The U.K. government said Monday that a digital currency is likely needed, as countries around the world examine the changing nature of payments.
A statement issued by both the U.K. Treasury and the Bank of England said they were seeking comments, though they said no decision has yet to be taken. The consultation will run through early June, and a decision about whether to implement a digital pound will be taken around the middle of the decade. The earliest stage at which the digital pound could be launched would be the second half of the decade.
The financial authorities said they envision a digital pound as having equivalent value to existing cash.
“As the world around us and the way we pay for things becomes more digitalized, the case for a digital pound in the future continues to grow. A digital pound would provide a new way to pay, help businesses, maintain trust in money and better protect financial stability,” said Bank of England Gov. Andrew Bailey in a statement. U.K. Chancellor of the Exchequer Jeremy Hunt made a similar comment.
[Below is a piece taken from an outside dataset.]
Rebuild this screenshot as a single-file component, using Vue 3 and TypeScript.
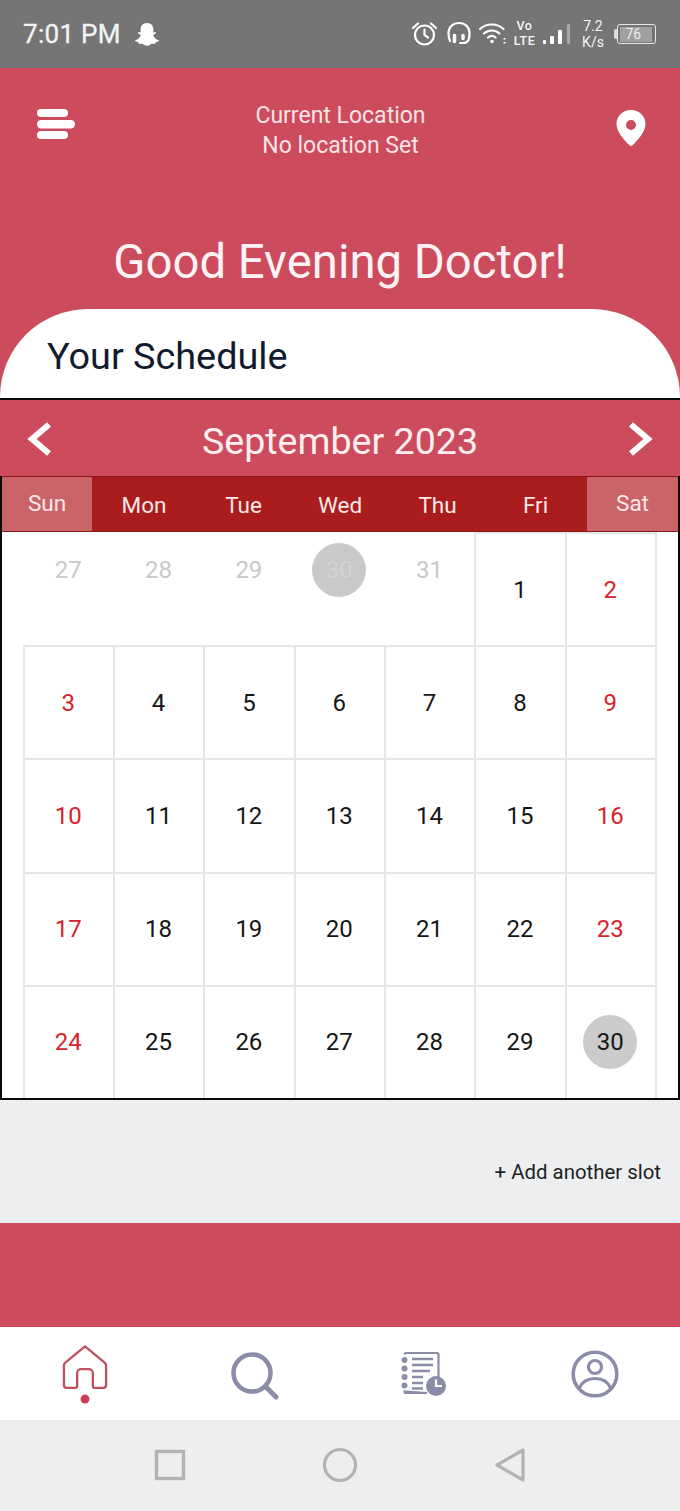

The authorities said a digital pound would be issued by the Bank of England, and that neither the government nor the central bank would have access to personal data. It would be accessed through digital wallets offered to consumers by the private sector through smartphones or smartcards.
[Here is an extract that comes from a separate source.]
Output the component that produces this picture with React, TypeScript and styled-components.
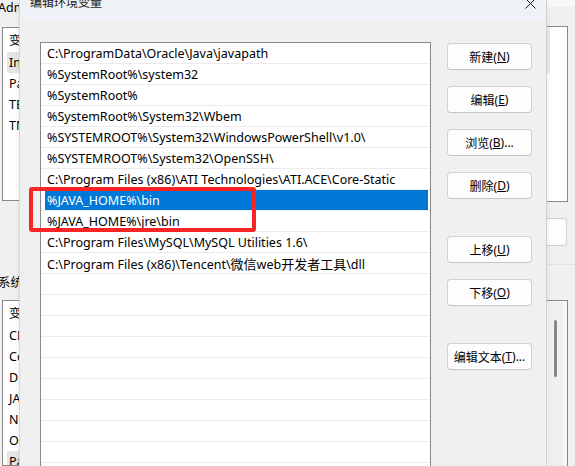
import React from "react";
import styled, { createGlobalStyle } from "styled-components";

const Global = createGlobalStyle`
  html, body {
    margin: 0;
    padding: 0;
    width: 575px;
    height: 466px;
    overflow: hidden;
    background: #f0f0f0;
  }
  body {
    font-family: "Noto Sans", "Noto Sans CJK SC", sans-serif;
    font-size: 12px;
    color: #000;
  }
  * { box-sizing: border-box; }
`;

const Stage = styled.div`
  position: relative;
  width: 575px;
  height: 466px;
  overflow: hidden;
  display: flex;
  background: #f0f0f0;
`;

/* ---------- window behind ---------- */
const BackStrip = styled.div<{ $w: number }>`
  width: ${(p) => p.$w}px;
  flex: none;
  display: flex;
  flex-direction: column;
  overflow: hidden;
`;

const BackLabel = styled.div<{ $mt: number }>`
  margin-top: ${(p) => p.$mt}px;
  margin-left: -2px;
  line-height: 16px;
  font-size: 12.5px;
  white-space: nowrap;
`;

const BackList = styled.div<{ $mt: number; $h?: number }>`
  margin-top: ${(p) => p.$mt}px;
  margin-left: 2px;
  width: 60px;
  height: ${(p) => (p.$h ? `${p.$h}px` : "auto")};
  flex: ${(p) => (p.$h ? "none" : "1")};
  background: #fff;
  border: 1px solid #8a8a8a;
  overflow: hidden;
`;

const BackHeader = styled.div`
  height: 24px;
  line-height: 25px;
  padding-left: 6px;
  font-size: 12.5px;
  white-space: nowrap;
`;

const BackRow = styled.div<{ $hl?: boolean }>`
  height: 21px;
  line-height: 22px;
  margin-left: 4px;
  padding-left: 2px;
  font-size: 12.5px;
  white-space: nowrap;
  background: ${(p) => (p.$hl ? "#e5e5e5" : "transparent")};
`;

const TopBand = styled.div`
  height: 7px;
  flex: none;
  background: #f8f8f8;
`;

const RightBox = styled.div<{ $mt: number; $h?: number; $bg: string }>`
  margin-top: ${(p) => p.$mt}px;
  width: 22px;
  height: ${(p) => (p.$h ? `${p.$h}px` : "auto")};
  flex: ${(p) => (p.$h ? "none" : "1")};
  background: ${(p) => p.$bg};
  border: 1px solid #8a8a8a;
  border-left: none;
  ${(p) => (p.$h ? "" : "border-bottom: none;")}
  display: flex;
  padding-top: 1px;
`;

const FaintBar = styled.div`
  width: 3px;
  height: 45px;
  margin-left: 1px;
  background: #ececec;
`;

const ScrollTrack = styled.div`
  width: 15px;
  margin-left: 2px;
  background: #f0f0f0;
  display: flex;
  justify-content: center;
  padding-top: 18px;
`;

const ScrollThumb = styled.div`
  width: 3px;
  height: 57px;
  border-radius: 2px;
  background: #878787;
`;

const RightButton = styled.div`
  margin-top: 16px;
  width: 21px;
  height: 28px;
  flex: none;
  background: #fdfdfd;
  border: 1px solid #d0d0d0;
  border-left: none;
  border-radius: 0 4px 4px 0;
`;

const RightRule = styled.div`
  margin-top: 18px;
  height: 1px;
  flex: none;
  background: #e2e2e2;
`;

/* ---------- dialog ---------- */
const Dialog = styled.div`
  width: 526px;
  flex: none;
  display: flex;
  flex-direction: column;
  background: #f0f0f0;
  box-shadow: -1px 0 0 #d8d8d8, 1px 0 0 #d0d0d0, 0 0 6px rgba(0, 0, 0, 0.12);
  z-index: 1;
`;

const TitleBar = styled.div`
  height: 20px;
  flex: none;
  display: flex;
  align-items: flex-start;
  padding: 0 10px;
  background: #eff2f7;
  overflow: hidden;
`;

const TitleText = styled.div`
  margin-top: -5px;
  line-height: 16px;
  font-size: 12px;
  color: #1a1a1a;
`;

const CloseIcon = styled.svg`
  margin-left: auto;
  margin-top: -2px;
  flex: none;
`;

const Body = styled.div`
  flex: 1;
  display: flex;
  align-items: flex-start;
  gap: 16px;
  padding: 22px 14px 0 20px;
`;

const PathList = styled.div`
  width: 391px;
  height: 440px;
  flex: none;
  background: #fff;
  border: 1px solid #8a8a8a;
  overflow: hidden;
`;

const PathRow = styled.div<{ $selected?: boolean }>`
  height: 21px;
  line-height: 22px;
  padding-left: 6px;
  font-size: 12.5px;
  border-bottom: 1px solid #ebebeb;
  white-space: nowrap;
  overflow: hidden;
  color: ${(p) => (p.$selected ? "#fff" : "#000")};
  background: ${(p) =>
    p.$selected
      ? "linear-gradient(to right, transparent 4px, #0078d7 4px, #0078d7 calc(100% - 2px), transparent calc(100% - 2px))"
      : "transparent"};
`;

const Cjk = styled.span`
  font-family: "Noto Sans CJK SC", sans-serif;
  font-size: 13px;
`;

const ButtonColumn = styled.div`
  width: 85px;
  flex: none;
  display: flex;
  flex-direction: column;
  margin-top: 1px;
`;

const DialogButton = styled.div<{ $mt: number }>`
  margin-top: ${(p) => p.$mt}px;
  height: 27px;
  display: flex;
  align-items: center;
  justify-content: center;
  background: #fdfdfd;
  border: 1px solid #d0d0d0;
  border-bottom-color: #c4c4c4;
  border-radius: 4px;
  font-size: 12px;
  white-space: nowrap;
`;

const Key = styled.span`
  text-decoration: underline;
  text-underline-offset: 1px;
`;

const Annotation = styled.div`
  position: absolute;
  left: 29px;
  top: 187px;
  width: 227px;
  height: 45px;
  border: 4px solid #f72525;
  border-radius: 3px;
  pointer-events: none;
  z-index: 2;
`;

const paths: React.ReactNode[] = [
  "C:\\ProgramData\\Oracle\\Java\\javapath",
  "%SystemRoot%\\system32",
  "%SystemRoot%",
  "%SystemRoot%\\System32\\Wbem",
  "%SYSTEMROOT%\\System32\\WindowsPowerShell\\v1.0\\",
  "%SYSTEMROOT%\\System32\\OpenSSH\\",
  "C:\\Program Files (x86)\\ATI Technologies\\ATI.ACE\\Core-Static",
  "%JAVA_HOME%\\bin",
  "%JAVA_HOME%\\jre\\bin",
  "C:\\Program Files\\MySQL\\MySQL Utilities 1.6\\",
  <>
    C:\Program Files (x86)\Tencent\<Cjk>微信</Cjk>web<Cjk>开发者工具</Cjk>\dll
  </>,
];

const buttons: { label: string; key: string; suffix?: string; mt: number }[] = [
  { label: "新建", key: "N", mt: 0 },
  { label: "编辑", key: "E", mt: 16 },
  { label: "浏览", key: "B", suffix: "...", mt: 16 },
  { label: "删除", key: "D", mt: 16 },
  { label: "上移", key: "U", mt: 37 },
  { label: "下移", key: "O", mt: 16 },
  { label: "编辑文本", key: "T", suffix: "...", mt: 37 },
];

export default function App() {
  const rows: React.ReactNode[] = [...paths, ...Array(10).fill("")];
  return (
    <>
      <Global />
      <Stage>
        <BackStrip $w={20}>
          <BackLabel $mt={0}>Administrator 的用户变量(U)</BackLabel>
          <BackList $mt={11} $h={174}>
            <BackHeader>变量</BackHeader>
            <BackRow $hl>IntelliJ IDEA</BackRow>
            <BackRow>Path</BackRow>
            <BackRow>TEMP</BackRow>
            <BackRow>TMP</BackRow>
          </BackList>
          <BackLabel $mt={74}>系统变量(S)</BackLabel>
          <BackList $mt={9}>
            <BackHeader>变量</BackHeader>
            <BackRow>CLASSPATH</BackRow>
            <BackRow>ComSpec</BackRow>
            <BackRow>DriverData</BackRow>
            <BackRow>JAVA_HOME</BackRow>
            <BackRow>NUMBER_OF_PROCESSORS</BackRow>
            <BackRow>OS</BackRow>
            <BackRow $hl>Path</BackRow>
          </BackList>
        </BackStrip>

        <Dialog>
          <TitleBar>
            <TitleText>编辑环境变量</TitleText>
            <CloseIcon width="11" height="11" viewBox="0 0 11 11">
              <path d="M0.5 0.5 L10.5 10.5 M10.5 0.5 L0.5 10.5" stroke="#1a1a1a" strokeWidth="1" fill="none" />
            </CloseIcon>
          </TitleBar>
          <Body>
            <PathList>
              {rows.map((r, i) => (
                <PathRow key={i} $selected={i === 7}>
                  {r}
                </PathRow>
              ))}
            </PathList>
            <ButtonColumn>
              {buttons.map((b) => (
                <DialogButton key={b.key} $mt={b.mt}>
                  {b.label}(<Key>{b.key}</Key>){b.suffix}
                </DialogButton>
              ))}
            </ButtonColumn>
          </Body>
        </Dialog>

        <BackStrip $w={29}>
          <TopBand />
          <RightBox $mt={19} $h={176} $bg="#fff">
            <FaintBar />
          </RightBox>
          <RightButton />
          <RightRule />
          <RightBox $mt={35} $bg="#f7f7f7">
            <ScrollTrack>
              <ScrollThumb />
            </ScrollTrack>
          </RightBox>
        </BackStrip>

        <Annotation />
      </Stage>
    </>
  );
}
Other countries including the U.S. are considering similar proposals, though the Federal Reserve officials have expressed skepticism around the idea though they continue to study it. Fed Gov. Christopher Waller said the dollar’s role as the dominant currency has little to do with technology.
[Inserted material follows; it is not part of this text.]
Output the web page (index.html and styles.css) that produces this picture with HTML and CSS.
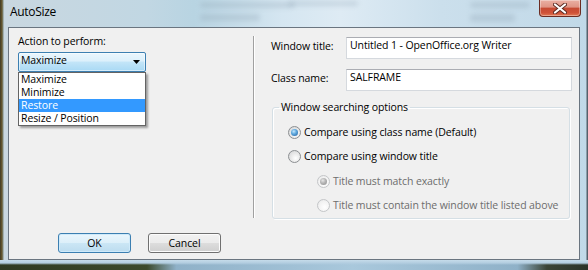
FILE: index.html
```html
<!DOCTYPE html>
<html>
<head>
<meta charset="utf-8">
<title>AutoSize</title>
<link rel="stylesheet" href="styles.css">
</head>
<body>
<div class="window">
  <div class="ghost g1"></div>
  <div class="ghost g2"></div>
  <div class="ghost g3"></div>
  <div class="ghost g4"></div>
  <div class="ghost g5"></div>
  <div class="titlebar">
    <span class="title">AutoSize</span>
    <button class="close" aria-label="Close">
      <svg width="14" height="11" viewBox="0 0 14 11">
        <path d="M2 1.5 L12 9.5 M12 1.5 L2 9.5" stroke="#5a2a22" stroke-width="4" stroke-linecap="round"/>
        <path d="M2 1.5 L12 9.5 M12 1.5 L2 9.5" stroke="#ffffff" stroke-width="2.2" stroke-linecap="round"/>
      </svg>
    </button>
  </div>
  <div class="client">
    <div class="main">
      <div class="left">
        <div class="lbl">Action to perform:</div>
        <div class="combo-wrap">
          <div class="combo">
            <span>Maximize</span>
            <svg class="arrow" width="7" height="4" viewBox="0 0 7 4"><path d="M0 0 H7 L3.5 4 Z" fill="#000"/></svg>
          </div>
          <ul class="list">
            <li>Maximize</li>
            <li>Minimize</li>
            <li class="sel">Restore</li>
            <li>Resize / Position</li>
          </ul>
        </div>
      </div>
      <div class="sep"></div>
      <div class="right">
        <div class="field">
          <span class="flabel">Window title:</span>
          <div class="input">Untitled 1 - OpenOffice.org Writer</div>
        </div>
        <div class="field">
          <span class="flabel">Class name:</span>
          <div class="input">SALFRAME</div>
        </div>
        <fieldset class="group">
          <legend>Window searching options</legend>
          <div class="opts">
            <div class="opt"><span class="radio checked"></span><span>Compare using class name (Default)</span></div>
            <div class="opt"><span class="radio"></span><span>Compare using window title</span></div>
            <div class="subopts">
              <div class="opt sub disabled"><span class="radio checked"></span><span>Title must match exactly</span></div>
              <div class="opt sub disabled"><span class="radio"></span><span>Title must contain the window title listed above</span></div>
            </div>
          </div>
        </fieldset>
      </div>
    </div>
    <div class="buttons">
      <button class="btn default">OK</button>
      <button class="btn">Cancel</button>
    </div>
  </div>
  <div class="bottomframe"></div>
</div>
</body>
</html>
```
FILE: styles.css
```css
* { box-sizing: border-box; }
html, body { margin: 0; padding: 0; }
body {
  width: 588px;
  height: 270px;
  overflow: hidden;
  background: #3a4232;
  font-family: "Open Sans", "Noto Sans", sans-serif;
  font-size: 10.5px;
  letter-spacing: -0.1px;
  color: #000;
}
.window {
  position: relative;
  width: 588px;
  height: 270px;
  display: flex;
  flex-direction: column;
  overflow: hidden;
  background:
    linear-gradient(90deg, #3d3a26 0, #6b5a2e 2px, #7d8a80 3px, rgba(0,0,0,0) 4px),
    linear-gradient(90deg, rgba(0,0,0,0) 586px, #56606a 587px),
    linear-gradient(90deg, #c9d7e0 0%, #c1d7e3 25%, #b8d4e2 33%, #d5e6f1 48%, #deebf4 58%, #cbdfec 75%, #c1d9e8 100%);
}
.ghost {
  position: absolute;
  background: #8fa3b3;
  opacity: 0.3;
  filter: blur(2.5px);
  border-radius: 3px;
}
.g1 { left: 200px; top: 2px; width: 95px; height: 6px; }
.g2 { left: 200px; top: 14px; width: 60px; height: 7px; }
.g3 { left: 288px; top: 1px; width: 70px; height: 5px; }
.g4 { left: 470px; top: 2px; width: 60px; height: 6px; }
.g5 { left: 470px; top: 14px; width: 45px; height: 8px; }

.titlebar {
  position: relative;
  height: 27px;
  flex: none;
  display: flex;
  justify-content: space-between;
  align-items: flex-start;
  padding-left: 10px;
  padding-right: 7px;
}
.title {
  padding-top: 4px;
  font-size: 12px;
  line-height: 16px;
  letter-spacing: -0.3px;
  color: #000;
}
.close {
  width: 42px;
  height: 17px;
  margin: 0;
  padding: 0;
  border: 1px solid #6b2c22;
  border-top: none;
  border-radius: 0 0 4px 4px;
  background: linear-gradient(#eab0a4 0%, #e09484 45%, #c64a33 50%, #cf5238 80%, #e27a55 100%);
  box-shadow: inset 0 0 0 1px rgba(255,255,255,0.35);
  display: flex;
  align-items: center;
  justify-content: center;
}

.client {
  flex: none;
  height: 233px;
  margin: 0 8px;
  border: 1px solid #6a7580;
  background: #f0f0f0;
  display: flex;
  flex-direction: column;
}
.main {
  height: 195px;
  display: flex;
}
.left {
  width: 244px;
  padding: 7px 0 0 9px;
}
.lbl { line-height: 13px; }
.combo-wrap {
  position: relative;
  margin-top: 4px;
  width: 128px;
}
.combo {
  height: 20px;
  border: 1px solid #3c7fb1;
  border-radius: 2px;
  background: linear-gradient(#eaf6fd 0%, #dcf0fb 45%, #c3e5f8 50%, #a9d9f4 100%);
  box-shadow: inset 0 0 0 1px rgba(255,255,255,0.5);
  display: flex;
  justify-content: space-between;
  align-items: flex-start;
  padding: 0 5px 0 2px;
  line-height: 14px;
}
.arrow { margin-top: 7px; }
.list {
  position: absolute;
  left: 0;
  top: 20px;
  width: 128px;
  margin: 0;
  padding: 0;
  list-style: none;
  border: 1px solid #646464;
  background: #fff;
  box-shadow: 2px 2px 2px rgba(0,0,0,0.35);
}
.list li {
  height: 13px;
  line-height: 13px;
  padding-left: 2px;
}
.list li.sel {
  background: #3399ff;
  color: #fff;
}
.sep {
  width: 2px;
  height: 182px;
  margin-top: 8px;
  border-left: 1px solid #a0a0a0;
  border-right: 1px solid #ffffff;
}
.right {
  flex: 1;
  padding: 9px 7px 0 16px;
}
.field {
  display: flex;
  align-items: flex-start;
  height: 22px;
  margin-bottom: 10px;
}
.flabel {
  width: 75px;
  padding-top: 3px;
  line-height: 13px;
}
.input {
  width: 226px;
  height: 22px;
  background: #fff;
  border: 1px solid #d5d9de;
  border-top-color: #abadb3;
  padding: 1px 3px;
  line-height: 13px;
}
.group {
  margin: 1px 0 0 1px;
  width: 298px;
  height: 118px;
  padding: 0;
  border: 1px solid #d5dfe5;
  border-radius: 3px;
  box-shadow: inset 1px 1px 0 #fff, 1px 1px 0 #fff;
}
.group legend {
  padding: 0 2px;
  margin-left: 6px;
  line-height: 13px;
}
.opts { padding: 6px 0 0 15px; }
.opt {
  height: 24px;
  display: flex;
  align-items: center;
  line-height: 13px;
}
.subopts { padding-top: 1px; }
.opt.sub { padding-left: 29px; }
.opt.disabled { color: #6d6d6d; }
.radio {
  position: relative;
  width: 13px;
  height: 13px;
  margin-right: 3px;
  flex: none;
  border-radius: 50%;
  border: 1px solid #8c8f92;
  background: radial-gradient(circle at 60% 65%, #ffffff 0%, #e8e8e8 50%, #cfd1d3 100%);
}
.radio.checked::after {
  content: "";
  position: absolute;
  left: 2px;
  top: 2px;
  width: 7px;
  height: 7px;
  border-radius: 50%;
  background: radial-gradient(circle at 40% 35%, #c6e8fd 0%, #5fa9de 40%, #1f5a9c 100%);
}
.disabled .radio {
  border-color: #c4c6c8;
  background: radial-gradient(circle at 60% 65%, #ffffff 0%, #f2f2f2 60%, #e2e3e4 100%);
}
.disabled .radio.checked::after {
  background: radial-gradient(circle at 40% 35%, #e6e6e6 0%, #b4b4b4 45%, #8c8c8c 100%);
}
.buttons {
  display: flex;
  padding: 10px 0 0 49px;
  gap: 17px;
}
.btn {
  width: 73px;
  height: 20px;
  margin: 0;
  padding: 0;
  font-family: inherit;
  font-size: 10.5px;
  letter-spacing: -0.1px;
  color: #000;
  border: 1px solid #707070;
  border-radius: 3px;
  background: linear-gradient(#f2f2f2 0%, #ebebeb 50%, #dddddd 51%, #cfcfcf 100%);
  box-shadow: inset 0 0 0 1px #fcfcfc;
  line-height: 16px;
}
.btn.default {
  border-color: #3c7fb1;
  background: linear-gradient(#eaf6fd 0%, #dceff9 50%, #cbe6f5 51%, #bcdcef 100%);
  box-shadow: inset 0 0 0 1px #cfeafa;
}
.bottomframe {
  flex: 1;
  background:
    linear-gradient(#c6dcea 0, #b2cde0 3px, rgba(90,110,100,0.0) 5px),
    linear-gradient(90deg, #2f3a22 0%, #3c4a2c 25%, #8fb1c8 30%, #a9c8dc 60%, #8fb1c8 88%, #3a4436 93%, #2b3328 100%);
}
```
“A U.S. [central bank digital currency] is unlikely to dramatically reshape the liquidity or depth of U.S. capital markets. It is unlikely to affect the openness of the U.S. economy, reconfigure trust in U.S. institutions, or deepen America’s commitment to the rule of law,” said Waller in a speech in October.
That said, the New York Fed has been testing central bank wholesale digital money with institutions including BNY Mellon, Citi and Mastercard.
Two-thirds of central bank respondents to a survey conducted by the Official Monetary and Financial Institutions Forum found they expect to issue a central bank digital currency in ten years. Benefits include a broadening of access to financial services and improving cross-border payments, the survey found.